Y, sin embargo, la humanidad ha cultivado el adorno desde la antigüedad: Babilonia, Egipto, hasta hace cuatro días. Esa renuncia ha producido una oleada de monotonía, de falta de imaginación.
Además, las construcciones de los barrios nuevos se parecen porque proceden de ideas abstractas. Antes, el arquitecto —a menudo un maestro de obras— contaba con dos cosas: con los materiales del lugar y con la casa de al lado y la de enfrente. Ahora es frecuente que se use un modelo abstracto —una revista de Finlandia— y se haga en Córdoba una casa pensada para Helsinki.

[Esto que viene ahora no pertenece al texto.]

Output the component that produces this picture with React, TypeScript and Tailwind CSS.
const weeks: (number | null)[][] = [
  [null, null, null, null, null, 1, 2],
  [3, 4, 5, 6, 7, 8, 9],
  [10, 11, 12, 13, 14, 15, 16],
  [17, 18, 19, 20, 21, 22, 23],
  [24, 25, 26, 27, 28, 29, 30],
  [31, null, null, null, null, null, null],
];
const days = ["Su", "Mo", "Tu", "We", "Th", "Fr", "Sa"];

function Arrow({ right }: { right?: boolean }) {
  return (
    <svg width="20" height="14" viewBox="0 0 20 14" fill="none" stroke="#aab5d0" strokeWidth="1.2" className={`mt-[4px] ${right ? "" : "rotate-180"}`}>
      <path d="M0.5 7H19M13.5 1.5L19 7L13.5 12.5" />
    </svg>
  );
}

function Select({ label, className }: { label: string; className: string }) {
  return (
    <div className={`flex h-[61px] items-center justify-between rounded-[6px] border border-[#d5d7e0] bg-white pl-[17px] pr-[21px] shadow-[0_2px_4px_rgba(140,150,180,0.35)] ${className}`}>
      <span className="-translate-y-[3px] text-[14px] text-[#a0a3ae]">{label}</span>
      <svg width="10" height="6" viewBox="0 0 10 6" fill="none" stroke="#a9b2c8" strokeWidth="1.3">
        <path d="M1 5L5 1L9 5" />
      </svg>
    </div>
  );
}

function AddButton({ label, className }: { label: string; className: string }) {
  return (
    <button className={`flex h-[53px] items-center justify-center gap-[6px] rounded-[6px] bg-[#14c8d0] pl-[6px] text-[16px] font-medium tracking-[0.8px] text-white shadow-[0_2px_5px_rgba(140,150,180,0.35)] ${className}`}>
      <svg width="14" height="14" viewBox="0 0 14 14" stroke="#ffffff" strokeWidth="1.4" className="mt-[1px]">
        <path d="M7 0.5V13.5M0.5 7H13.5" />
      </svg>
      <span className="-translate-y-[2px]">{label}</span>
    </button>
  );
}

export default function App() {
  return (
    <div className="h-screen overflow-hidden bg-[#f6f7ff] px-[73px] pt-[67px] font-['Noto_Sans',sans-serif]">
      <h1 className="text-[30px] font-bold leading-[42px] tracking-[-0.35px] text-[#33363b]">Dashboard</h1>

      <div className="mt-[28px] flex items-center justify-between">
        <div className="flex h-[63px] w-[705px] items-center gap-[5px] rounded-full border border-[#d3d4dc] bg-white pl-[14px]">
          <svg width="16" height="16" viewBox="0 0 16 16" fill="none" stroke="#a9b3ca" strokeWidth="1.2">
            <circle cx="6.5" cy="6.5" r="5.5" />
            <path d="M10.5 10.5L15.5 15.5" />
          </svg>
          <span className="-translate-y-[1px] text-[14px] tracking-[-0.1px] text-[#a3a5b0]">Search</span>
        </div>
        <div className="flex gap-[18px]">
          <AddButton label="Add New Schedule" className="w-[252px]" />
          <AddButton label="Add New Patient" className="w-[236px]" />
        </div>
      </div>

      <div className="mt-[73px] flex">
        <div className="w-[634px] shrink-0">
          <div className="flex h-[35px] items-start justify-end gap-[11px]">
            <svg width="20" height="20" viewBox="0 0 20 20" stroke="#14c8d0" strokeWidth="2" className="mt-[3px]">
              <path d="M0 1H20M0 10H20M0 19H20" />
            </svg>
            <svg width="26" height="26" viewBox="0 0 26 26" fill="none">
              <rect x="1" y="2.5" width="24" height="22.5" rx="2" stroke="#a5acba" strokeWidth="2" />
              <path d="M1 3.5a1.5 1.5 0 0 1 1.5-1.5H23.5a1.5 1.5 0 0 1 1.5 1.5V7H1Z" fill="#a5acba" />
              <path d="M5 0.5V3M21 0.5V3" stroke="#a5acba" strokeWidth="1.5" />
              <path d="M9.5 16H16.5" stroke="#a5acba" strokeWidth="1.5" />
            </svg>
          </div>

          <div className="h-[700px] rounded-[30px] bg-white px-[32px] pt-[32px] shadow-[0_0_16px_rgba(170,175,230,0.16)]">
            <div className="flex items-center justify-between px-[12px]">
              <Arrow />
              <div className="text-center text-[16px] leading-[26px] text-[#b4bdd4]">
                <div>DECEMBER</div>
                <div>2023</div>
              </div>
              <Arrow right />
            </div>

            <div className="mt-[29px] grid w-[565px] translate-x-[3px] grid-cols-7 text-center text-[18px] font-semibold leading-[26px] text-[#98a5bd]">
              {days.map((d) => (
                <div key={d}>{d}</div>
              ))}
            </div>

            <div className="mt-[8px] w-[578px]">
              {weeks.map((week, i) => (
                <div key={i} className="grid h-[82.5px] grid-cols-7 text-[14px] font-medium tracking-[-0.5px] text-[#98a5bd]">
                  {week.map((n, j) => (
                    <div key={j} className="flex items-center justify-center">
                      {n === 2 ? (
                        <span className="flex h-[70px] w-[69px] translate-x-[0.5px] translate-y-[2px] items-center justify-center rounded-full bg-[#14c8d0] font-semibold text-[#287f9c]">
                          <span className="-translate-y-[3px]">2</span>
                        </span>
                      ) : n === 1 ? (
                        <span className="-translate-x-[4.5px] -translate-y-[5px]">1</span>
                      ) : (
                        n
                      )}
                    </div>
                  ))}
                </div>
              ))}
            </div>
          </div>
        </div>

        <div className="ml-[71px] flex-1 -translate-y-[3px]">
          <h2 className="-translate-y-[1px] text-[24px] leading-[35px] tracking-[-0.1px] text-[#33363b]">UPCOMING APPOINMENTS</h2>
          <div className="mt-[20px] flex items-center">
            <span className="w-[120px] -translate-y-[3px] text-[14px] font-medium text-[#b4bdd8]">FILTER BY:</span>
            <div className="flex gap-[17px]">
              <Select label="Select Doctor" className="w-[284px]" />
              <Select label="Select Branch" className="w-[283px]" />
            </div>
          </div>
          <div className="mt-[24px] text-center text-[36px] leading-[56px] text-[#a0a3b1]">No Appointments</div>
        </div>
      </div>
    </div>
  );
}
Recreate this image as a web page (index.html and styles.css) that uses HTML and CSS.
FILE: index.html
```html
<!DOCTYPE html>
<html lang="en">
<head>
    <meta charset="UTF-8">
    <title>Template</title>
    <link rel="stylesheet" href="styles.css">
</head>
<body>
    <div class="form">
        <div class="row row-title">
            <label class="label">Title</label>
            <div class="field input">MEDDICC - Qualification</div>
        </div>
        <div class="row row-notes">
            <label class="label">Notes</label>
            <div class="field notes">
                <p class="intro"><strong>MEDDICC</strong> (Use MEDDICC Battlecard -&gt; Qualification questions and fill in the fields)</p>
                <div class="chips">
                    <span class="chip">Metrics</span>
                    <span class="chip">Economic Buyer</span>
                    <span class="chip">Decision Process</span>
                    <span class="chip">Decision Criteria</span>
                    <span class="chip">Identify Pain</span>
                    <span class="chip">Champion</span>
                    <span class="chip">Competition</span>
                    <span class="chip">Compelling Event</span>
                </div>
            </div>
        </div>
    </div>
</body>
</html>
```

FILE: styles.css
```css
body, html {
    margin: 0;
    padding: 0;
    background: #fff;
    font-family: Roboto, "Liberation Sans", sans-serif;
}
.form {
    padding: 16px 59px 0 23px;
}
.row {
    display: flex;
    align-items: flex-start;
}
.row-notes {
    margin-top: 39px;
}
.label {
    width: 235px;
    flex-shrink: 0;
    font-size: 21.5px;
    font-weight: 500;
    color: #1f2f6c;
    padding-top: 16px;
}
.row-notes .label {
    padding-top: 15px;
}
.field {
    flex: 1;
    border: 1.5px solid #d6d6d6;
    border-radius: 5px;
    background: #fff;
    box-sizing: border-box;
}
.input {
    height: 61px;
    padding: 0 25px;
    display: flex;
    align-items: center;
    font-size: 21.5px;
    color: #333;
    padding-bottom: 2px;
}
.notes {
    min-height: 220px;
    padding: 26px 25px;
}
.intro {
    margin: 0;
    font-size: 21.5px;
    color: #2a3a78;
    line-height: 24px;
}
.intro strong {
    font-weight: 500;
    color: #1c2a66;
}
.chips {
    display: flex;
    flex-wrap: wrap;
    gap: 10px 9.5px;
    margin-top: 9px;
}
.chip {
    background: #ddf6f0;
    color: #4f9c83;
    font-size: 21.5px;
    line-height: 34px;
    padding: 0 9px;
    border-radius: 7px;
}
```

Hay una pequeña historia de Mariano Pardo de Figueroa, el doctor Thebussem, que vivía en Medina Sidonia: quiso pintar su casa y mandó recado al dueño de la casa de enfrente para preguntarle de qué color le gustaba. El vecino de enfrente la iba a ver todo el tiempo. Ese refinamiento civilizado conmueve: hoy muchas casas se hacen sin tener en cuenta el entorno.
En cambio, cuando en Madrid se “lava la cara” a casas de hace un siglo, que no son maravillas pero tienen estilo, quedan preciosas, y uno dice: “Qué barrios tan bonitos”. Porque tenían estilo, porque correspondían a una forma de vida: uno puede ver qué tipos de vidas y qué tipos de almas habitaban aquellas casas.
Este aspecto es de enorme importancia porque afecta a todos: dónde se vive y cómo se puede proyectar la vida.
Añadan ustedes otro hecho enorme: hasta hace muy poco tiempo, el mundo se componía principalmente de labradores, de agricultores. En Europa y en América, muy principalmente; en otros continentes, casi íntegramente.
Hoy, por razones técnicas y económicas, las máquinas agrícolas necesitan mucha menos mano de obra. Con poca gente se obtienen cosechas enormes. Pero ser agricultor no era solo una profesión: era un estilo de vida, una forma de vida. El campesino vivía de un cierto modo, con una conciencia intensa del azar: de que todo depende de que llueva o no llueva, de la sequía, del granizo, de la inundación. Eso daba una instalación en la vida muy distinta.
Y el equilibrio de las sociedades modernas se ha alterado con el descenso de ese modo de vida.
Incluso dentro del agricultor hay formas distintas: en el norte de España se vive en la aldea o en el caserío; en Castilla o Andalucía se vive en un pueblo —casi ciudad— y se va al campo a trabajar. Eso produce tipos humanos y modos de proyección de la vida profundamente distintos, y, por tanto, coeficientes distintos de lirismo o prosaísmo.
De modo que el lirismo o el prosaísmo de las ciudades depende, en parte igual, de la ciudad misma —cómo está hecha, cómo ha llegado a ser— y del hombre que vive en ella: cómo imagina, cómo se proyecta, o cómo se resigna pasivamente a la monotonía, a la opresión, a la falta de libertad y de imaginación.
Tomen ustedes un día como hoy: gris, oscuro, con niebla, con llovizna. Si ustedes recorren un trozo de ciudad cualquiera, por fea que sea, y ejercen presión con los ojos, aprietan las cosas con la mirada, verán cómo empieza a rezumar algo nuevo: sentido. Y si se proyectan, pueden descubrir en un barrio feo y monótono una posibilidad de lirismo que, de otro modo, no aparece.
El próximo día vamos a hablar de otra potencia humana muy complicada también: el dinero.